The real problem, of course, is the insistence that the PBA be taken after only 75% of the year, when it covers more than 75% of the text. This has actually a problem with standardized testing since well before the Common Core era. I've discussed my mixed feelings about the Common Core Standards before, but this is a good time to consider my feelings about the Common Core assessments.
Anyone reading the news is familiar with the backlash against the PBA exam. Students in the PARCC states are walking out and boycotting the exam. So far, there hasn't been as much written about boycotting the SBAC exam. I suspect that the SBAC is marginally better than the PARCC, if only because Grades 9-10 don't have to take the SBAC, and the SBAC doesn't have PBA and EOY components, so there's less testing in SBAC states than in PARCC states. Because of this, most SBAC states haven't started testing yet. Some SBAC states begin in late March, but California won't start until April. (I bet part of this is to separate SBAC from CAHSEE here.) It's not hard to predict that SBAC boycotting will begin soon enough as well.
To me, I don't see why both a PBA and EOY exam for PARCC are necessary. If I were in charge, I'd at least drop the PBA and have an EOY exam only. Sometimes I wonder whether tests could be taken later in the year, closer to the last day of school, since they are computer graded -- but then again, the tests include questions that aren't multiple choice.
I have much more that I want to say about the Common Core exams. I will discuss this ideas in my posts throughout the week.

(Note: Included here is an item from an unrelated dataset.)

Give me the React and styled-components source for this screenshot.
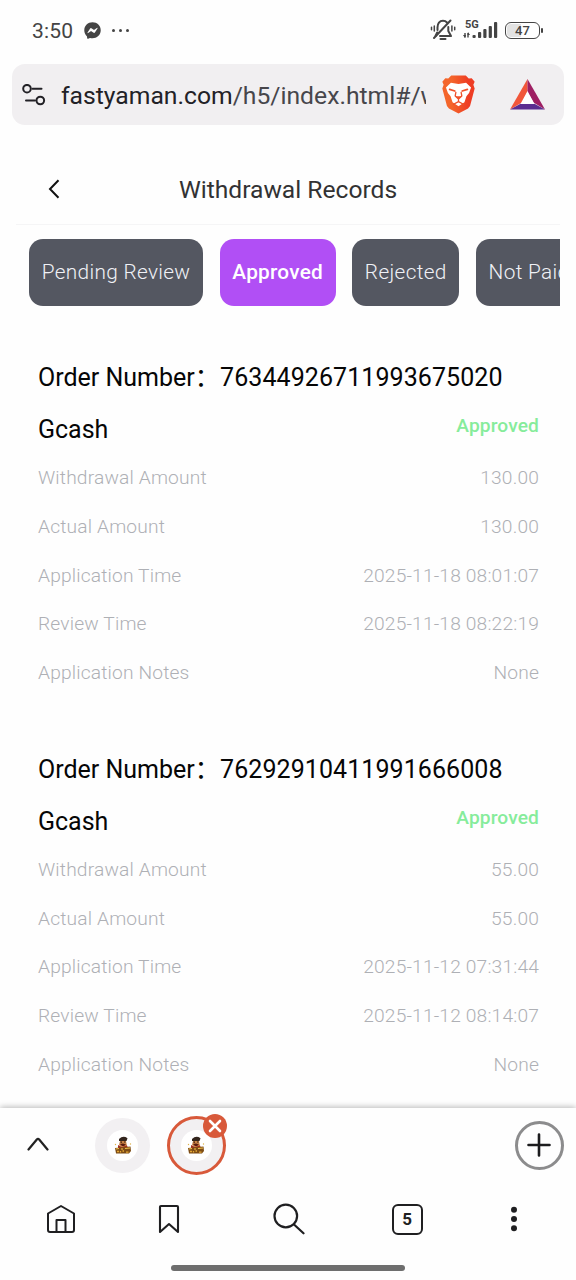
import React from 'react';
import styled, { createGlobalStyle } from 'styled-components';
import { FaFacebookMessenger } from 'react-icons/fa';

const GlobalStyle = createGlobalStyle`
    *{
        box-sizing:border-box;
    }
    body{
        margin:0;
        background:#fefefe;
        font-family:Roboto, "Noto Sans CJK SC", sans-serif;
    }
    button{
        padding:0;
        border:0;
        background:none;
        font:inherit;
    }
    svg{
        display:block;
    }
`;

const tabs = ['Pending Review', 'Approved', 'Rejected', 'Not Paid'];

const orders = [
    {
        number: '76344926711993675020',
        channel: 'Gcash',
        status: 'Approved',
        rows: [
            ['Withdrawal Amount', '130.00'],
            ['Actual Amount', '130.00'],
            ['Application Time', '2025-11-18 08:01:07'],
            ['Review Time', '2025-11-18 08:22:19'],
            ['Application Notes', 'None'],
        ],
    },
    {
        number: '76292910411991666008',
        channel: 'Gcash',
        status: 'Approved',
        rows: [
            ['Withdrawal Amount', '55.00'],
            ['Actual Amount', '55.00'],
            ['Application Time', '2025-11-12 07:31:44'],
            ['Review Time', '2025-11-12 08:14:07'],
            ['Application Notes', 'None'],
        ],
    },
];

function MuteIcon() {
    return (
        <svg width="26" height="24" viewBox="0 0 26 24" fill="none" stroke="#444" strokeWidth="2" strokeLinecap="round" strokeLinejoin="round">
            <path d="M7.500 12V9.500C7.500 5.500 9.500 2.800 13 2.800C14.500 2.800 16 3.400 17 4.500" />
            <path d="M18.300 9V13L21 18H10" />
            <path d="M7.200 14.500L5.500 18" />
            <path d="M20.500 2.500L4 20" />
            <path d="M10.500 21H15.500" />
            <path d="M4.300 8V13M1.500 9.300V11.700M21.900 8V13M24.700 9.300V11.700" strokeWidth="1.500" />
        </svg>
    );
}

function SignalIcon() {
    return (
        <svg width="35" height="20" viewBox="0 0 35 20" fill="#444">
            <path d="M2 13V17.500M5 13V17.500" stroke="#444" strokeWidth="1.400" />
            <path d="M0 15H3L2 18ZM4.500 15H7L5 12Z" />
            <rect x="9.500" y="15" width="3.200" height="3" rx="1" />
            <rect x="15" y="12" width="3.200" height="6" rx="1" />
            <rect x="20.300" y="9" width="3.200" height="9" rx="1" />
            <rect x="25.700" y="6" width="3.200" height="12" rx="1" />
            <rect x="31" y="2" width="3.200" height="16" rx="1" />
        </svg>
    );
}

function SiteSettingsIcon() {
    return (
        <svg width="24" height="22" viewBox="0 0 24 22" fill="none" stroke="#222126" strokeWidth="2" strokeLinecap="round">
            <circle cx="5" cy="4.700" r="3.800" />
            <path d="M10.500 4.700H19.500M4 16.500H13" />
            <circle cx="18.300" cy="16.500" r="3.800" />
        </svg>
    );
}

function LionIcon() {
    return (
        <svg width="33" height="39" viewBox="0 0 100 117" strokeLinecap="round" strokeLinejoin="round">
            <defs>
                <linearGradient id="lion" x1="0" x2="1">
                    <stop offset=".3" stopColor="#f4652b" />
                    <stop offset=".8" stopColor="#ee3d24" />
                </linearGradient>
            </defs>
            <path d="M28 1H72L81 10L90 9L99 20L95 29L99 40L85 93L79 101L50 116L21 101L15 93L1 40L5 29L1 20L10 9L19 10Z" fill="url(#lion)" />
            <path d="M12 37L27 23L50 27L73 23L88 37L82 54L74 64L68 82L50 94L32 82L26 64L18 54Z" fill="#fff" />
            <path d="M23 43L39 48M77 43L61 48" stroke="#f0502a" strokeWidth="5" fill="none" />
            <path d="M42 52L40 63L50 72L60 63L58 52M50 73V80M35 88L50 80L65 88" stroke="#f0502a" strokeWidth="4" fill="none" />
            <path d="M41 64H59L50 73Z" fill="#f0502a" />
        </svg>
    );
}

function BatIcon() {
    return (
        <svg width="35" height="31" viewBox="0 0 35 31">
            <path d="M17.500 0L0 30.500L12 23.500L17.500 13Z" fill="#f1563a" />
            <path d="M17.500 0L35 30.500L23.500 23.500L17.500 13Z" fill="#9e1f63" />
            <path d="M0 30.500H35L24 24.500H11Z" fill="#5b2d90" />
            <path d="M17.500 12L24.500 25H10.500Z" fill="#fff" />
        </svg>
    );
}

function FavIcon() {
    return (
        <svg width="18" height="19" viewBox="0 0 18 19">
            <path d="M5 3Q9 -1 13.500 2.200L12.500 5H5Z" fill="#33251d" />
            <path d="M6 5H12L13 10L9 12L5 9Z" fill="#c98345" />
            <path d="M6.500 6.200H8M10 6H11.500" stroke="#3b1d10" strokeWidth="1.200" />
            <path d="M6 8L9 7.500L12 8.500L10 10H8Z" fill="#5a1c12" />
            <path d="M4 9L8 11L13 9.500L14 12H4Z" fill="#a62e1d" />
            <path d="M1 12L16.500 10.500L17 15L15 17.500H2Z" fill="#7d4c15" />
            <path d="M2 13L5 12.500M7 13H9M11 12.500L16 12" stroke="#f2c14d" strokeWidth="1.200" />
            <path d="M3 15.500H5M6.500 15V16.500M8.500 15H10M12 16.200H14.500" stroke="#e7a936" strokeWidth="1.300" />
            <circle cx="1.500" cy="8.500" r=".7" fill="#e0b34a" />
            <circle cx="16.500" cy="8" r=".7" fill="#e0b34a" />
        </svg>
    );
}

function App() {
    return (
        <Screen>
            <GlobalStyle />
            <StatusBar>
                <Clock>3:50</Clock>
                <FaFacebookMessenger size={17} color="#444" />
                <Dots><i /><i /><i /></Dots>
                <StatusRight>
                    <MuteIcon />
                    <Network>
                        <SignalIcon />
                        <NetworkType>5G</NetworkType>
                    </Network>
                    <Battery>47</Battery>
                </StatusRight>
            </StatusBar>
            <UrlBar>
                <SiteSettingsIcon />
                <Url>fastyaman.com<span>/h5/index.html#/w</span></Url>
                <BraveLogo><LionIcon /></BraveLogo>
                <BatIcon />
            </UrlBar>
            <Page>
                <PageHeader>
                    <BackButton aria-label="Back">
                        <svg width="12" height="20" viewBox="0 0 12 20" fill="none" stroke="#111" strokeWidth="2">
                            <path d="M10.500 1.200L2 10L10.500 18.800" />
                        </svg>
                    </BackButton>
                    <Title>Withdrawal Records</Title>
                </PageHeader>
                <TabList>
                    {tabs.map(tab => (
                        <Tab key={tab} $active={tab === 'Approved'}>{tab}</Tab>
                    ))}
                </TabList>
                {orders.map(order => (
                    <Order key={order.number}>
                        <OrderNumber><span>Order Number：</span><b>{order.number}</b></OrderNumber>
                        <OrderHead>
                            <Channel>{order.channel}</Channel>
                            <Status>{order.status}</Status>
                        </OrderHead>
                        {order.rows.map(([label, value]) => (
                            <Row key={label}>
                                <span>{label}</span>
                                <span>{value}</span>
                            </Row>
                        ))}
                    </Order>
                ))}
            </Page>
            <BottomBar>
                <TabStrip>
                    <svg width="22" height="16" viewBox="0 0 22 16" fill="none" stroke="#222" strokeWidth="2.200" strokeLinecap="round" strokeLinejoin="round">
                        <path d="M1.500 12.500L9.800 2.500Q11 1.200 12.200 2.500L20.500 12.500" />
                    </svg>
                    <SiteTab><SiteIcon><FavIcon /></SiteIcon></SiteTab>
                    <SiteTab $active>
                        <SiteIcon><FavIcon /></SiteIcon>
                        <CloseBadge>
                            <svg width="14" height="14" viewBox="0 0 14 14" stroke="#fff" strokeWidth="2.600" strokeLinecap="round">
                                <path d="M2 2L12 12M12 2L2 12" />
                            </svg>
                        </CloseBadge>
                    </SiteTab>
                    <AddButton aria-label="New tab">
                        <svg width="24" height="24" viewBox="0 0 24 24" stroke="#1c1c1e" strokeWidth="2.600" strokeLinecap="round">
                            <path d="M12 1.500V22.500M1.500 12H22.500" />
                        </svg>
                    </AddButton>
                </TabStrip>
                <NavBar>
                    <svg width="30" height="30" viewBox="0 0 30 30" fill="none" stroke="#1f1f21" strokeWidth="2" strokeLinejoin="round">
                        <path d="M2 9.500L15 2L28 9.500V26Q28 28 26 28H4Q2 28 2 26Z" />
                        <path d="M10.500 28V16H19.500V28" />
                    </svg>
                    <svg width="22" height="30" viewBox="0 0 22 30" fill="none" stroke="#1f1f21" strokeWidth="2.100" strokeLinejoin="round">
                        <path d="M2 3Q2 2 3 2H19Q20 2 20 3V28L11 20L2 28Z" />
                    </svg>
                    <svg width="32" height="32" viewBox="0 0 32 32" fill="none" stroke="#1f1f21" strokeWidth="2.200" strokeLinecap="round">
                        <circle cx="12.800" cy="13" r="11.300" />
                        <path d="M21 21.500L30.500 30.300" />
                    </svg>
                    <TabCount>5</TabCount>
                    <svg width="6" height="26" viewBox="0 0 6 26" fill="#1f1f21">
                        <circle cx="3" cy="3.800" r="3" />
                        <circle cx="3" cy="13" r="3" />
                        <circle cx="3" cy="22.200" r="3" />
                    </svg>
                </NavBar>
                <HomeIndicator />
            </BottomBar>
        </Screen>
    );
}
export default App;

const Screen = styled.div`
    display:flex;
    flex-direction:column;
    width:576px;
    height:1280px;
    overflow:hidden;
`;

const StatusBar = styled.div`
    display:flex;
    align-items:center;
    flex:0 0 64px;
    padding:0 36px 4px 32px;
    color:#444;
`;

const Clock = styled.div`
    width:52px;
    padding-top:1px;
    font-size:21px;
    letter-spacing:.2px;
`;

const Dots = styled.div`
    display:flex;
    gap:4px;
    margin-left:11px;
    i{
        width:3px;
        height:3px;
        border-radius:50%;
        background:#444;
    }
`;

const StatusRight = styled.div`
    display:flex;
    align-items:center;
    margin-left:auto;
`;

const Network = styled.div`
    position:relative;
    margin:0 7px 0 7px;
`;

const NetworkType = styled.span`
    position:absolute;
    left:2px;
    top:-1px;
    font-size:11px;
    line-height:11px;
    font-weight:700;
`;

const Battery = styled.div`
    position:relative;
    width:35px;
    height:17px;
    border:1.500px solid #444;
    border-radius:6px;
    background:linear-gradient(90deg, #e2e2e2 45%, transparent 45%) content-box;
    padding:1px;
    font-size:13px;
    line-height:13px;
    font-weight:500;
    text-align:center;
    &::after{
        content:'';
        position:absolute;
        right:-4px;
        top:5px;
        width:2px;
        height:5px;
        border-radius:1px;
        background:#444;
    }
`;

const UrlBar = styled.div`
    display:flex;
    align-items:center;
    flex:0 0 61px;
    margin:0 12px;
    padding:0 19px 0 10px;
    border-radius:13px;
    background:#f1eff1;
`;

const Url = styled.div`
    flex:0 0 365px;
    margin-left:15px;
    padding-top:2px;
    overflow:hidden;
    white-space:nowrap;
    font-size:24.700px;
    line-height:36px;
    color:#222126;
    span{
        color:#47464b;
    }
`;

const BraveLogo = styled.div`
    margin:0 auto 0 16px;
`;

const Page = styled.div`
    flex:1;
    min-height:0;
    margin:28px 16px 0;
    overflow:hidden;
`;

const PageHeader = styled.div`
    display:grid;
    grid-template-columns:60px 1fr 60px;
    align-items:center;
    height:72px;
    border-bottom:1px solid #f5f5f6;
`;

const BackButton = styled.button`
    padding:1px 0 0 32px;
`;

const Title = styled.h1`
    margin:0;
    padding-top:1px;
    text-align:center;
    font-size:24.600px;
    font-weight:400;
    color:#323233;
`;

const TabList = styled.div`
    display:flex;
    gap:16.500px;
    padding:14px 0 0 13px;
    overflow:hidden;
`;

const Tab = styled.button`
    flex:none;
    height:67px;
    padding:0 12.700px 2px;
    border-radius:14px;
    background:${props => (props.$active ? '#b14ff5' : '#545761')};
    color:${props => (props.$active ? '#fff' : '#f0f1f6')};
    font-size:20.800px;
    font-weight:${props => (props.$active ? 500 : 300)};
    letter-spacing:${props => (props.$active ? .24 : .33)}px;
`;

const Order = styled.section`
    height:391.500px;
    padding:46px 21px 0 22px;
`;

const OrderNumber = styled.div`
    display:flex;
    line-height:52px;
    font-size:25px;
    color:#060606;
    span{
        width:182px;
        white-space:nowrap;
    }
    b{
        font-weight:400;
        letter-spacing:.08px;
    }
`;

const OrderHead = styled.div`
    display:flex;
    justify-content:space-between;
    height:50.300px;
`;

const Channel = styled.div`
    line-height:52px;
    font-size:25px;
    color:#060606;
`;

const Status = styled.div`
    line-height:44px;
    font-size:19.200px;
    font-weight:500;
    letter-spacing:.1px;
    color:#86ec9b;
`;

const Row = styled.div`
    display:flex;
    justify-content:space-between;
    line-height:48.700px;
    font-size:19.200px;
    font-weight:300;
    letter-spacing:.16px;
    color:#aeb0b5;
`;

const BottomBar = styled.div`
    position:relative;
    flex:0 0 172px;
    background:#fefefe;
    box-shadow:0 -1px 6px rgba(0,0,0,.28);
`;

const TabStrip = styled.div`
    display:flex;
    align-items:center;
    height:74px;
    padding:0 12.500px 0 27px;
`;

const SiteTab = styled.div`
    position:relative;
    display:flex;
    align-items:center;
    justify-content:center;
    width:${props => (props.$active ? 59 : 55)}px;
    height:${props => (props.$active ? 59 : 55)}px;
    margin-left:${props => (props.$active ? 16.5 : 46)}px;
    border:${props => (props.$active ? '3px solid #d8593a' : '0')};
    border-radius:50%;
    background:#f2f0f2;
`;

const SiteIcon = styled.div`
    display:flex;
    align-items:center;
    justify-content:center;
    width:31px;
    height:31px;
    border-radius:50%;
    background:#fff;
`;

const CloseBadge = styled.div`
    position:absolute;
    right:-4px;
    top:-5px;
    display:flex;
    align-items:center;
    justify-content:center;
    width:24px;
    height:24px;
    border-radius:50%;
    background:#d8593a;
`;

const AddButton = styled.button`
    display:flex;
    align-items:center;
    justify-content:center;
    width:49px;
    height:49px;
    margin-left:auto;
    border:3px solid #8c8c8d;
    border-radius:50%;
`;

const NavBar = styled.div`
    display:grid;
    grid-template-columns:122.500px 92px 148px 89.500px 124px;
    justify-items:center;
    align-items:center;
    height:74px;
`;

const TabCount = styled.div`
    width:31px;
    height:31px;
    border:2px solid #1f1f21;
    border-radius:6px;
    text-align:center;
    font-size:17px;
    line-height:27px;
    font-weight:700;
    color:#1f1f21;
`;

const HomeIndicator = styled.div`
    width:234px;
    height:6px;
    margin:9px auto 0;
    border-radius:3px;
    background:#6e6e6e;
`;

Anyway, I've decided to focus on surface area this week -- even though volume might appear on this week's (or month's) PARCC exam, it's nonetheless better to introduce the students to solid 3D figures first, then find their surface area. Dr. Franklin Mason's Chapter 12 is the guide for this week. We begin with Dr. M's Section 12.1, which simply introduces solids. The closest analog in the U of Chicago is Section 9-7, "Making Surfaces," with a hint of 9-2 and 9-3 thrown in. Surface area proper begins in Dr. M's Section 12.2, which we'll cover tomorrow.